Workshop on
Approximation Algorithms: Combinatorics, Geometry and Statistics

While Bayesian methods are extremely popular in statistics and machine learning, their application to massive datasets is often challenging, when possible at all. Indeed, the classical MCMC algorithms targeting the exact posterior are prohibitively slow when both the model dimension and the sample size are large or when the likelihood is not tractable. Fast algorithms were proposed, at the price of targeting approximations of the posterior. In this talk, I will discuss two approaches. The first approach is an approximate Metropolis-Hastings algorithm (MH). In MH, a simulation from the transition kernel P requires a computation of the likelihood that might be expensive. We propose an approximation Q of P leading to a fast algorithm. We control explicity the total variation distance (TV) between the posterior and the distribution of the simulations. This algorithm was proposed in Alquier, Friel, Everitt and Boland (Statistics and Computing, 2016) under the name "Noisy-MCMC". I will also mention recent results by Rudolf and Schweizer (2018) who relaxed the assumptions of our results by using the Wasserstein distance instead of TV. The second approach is Variational Bayesian inference (VB). VB aims at approximating the posterior by a distribution in a tractable family. Thus, MCMC are replaced by an optimization algorithm which is orders of magnitude faster. VB methods have been applied in such computationally demanding applications as including collaborative filtering, NLP and text processing... However, despite nice results in practice, the theoretical properties of these approximations are usually not known. I will present conditions ensuring the asymptotic concentration of the variational approximation of the posterior around the true parameter. These results are taken from our recent works: Alquier and Ridgway (2017) and Chérief-Abdellatif and Alquier (2018).

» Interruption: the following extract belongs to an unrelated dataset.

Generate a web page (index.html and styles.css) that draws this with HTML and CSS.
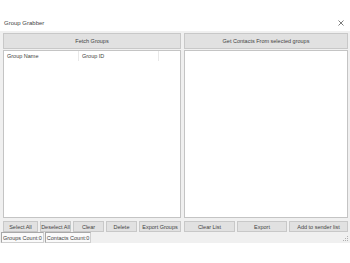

At least how many colors do we need to color all the points of the plane such that every pair of points at unit distance receive different colors? This question is known as the Hadwiger-Nelson problem and until one year ago it was only known that 4 colors are needed and 7 are enough. Then in April 2018 gerontologist de Grey showed in a breakthrough result that 4 colors are not enough. His proof was computer assisted, and a collaborative Polymath project was started to find a human-verifiable proof. I will give a short introduction to the classical results, then talk about the current ongoing research with plenty of open problems.

Given a set of n points in a metric space, that arrive one by one, the Unit Clustering problem consists of partitioning the points into the minimum number of clusters (subsets) of diameter at most one; while the Unit Covering problem consists of covering all points by the minimum number of balls of unit radius. In this talk, we explore how the competitive ratio of online algorithms depend on the diemension in Euclidean spaces. Under the L infinity norm, we show that the competitive ratio of any online algorithm (deterministic or randomized) for Unit Clustering is \Omega(d). We also give a randomized online algorithm with competitive ratio O(d^2) for Unit Clustering of integer points. The competitive ratio of any deterministic online algorithm for Unit Covering under L infinity is at least 2^d; and this ratio is the best possible. Under the L_2 norm, we describe an online deterministic algorithm with competitive ratio O(1.321^d) for Unit Covering, improving on the earlier record by an exponential factor; and give a lower bound of d+1 for the competitive ratio of any algorithm for d \geq 1. (Joint work with Adrian Dumitrescu and Anirban Ghosh.)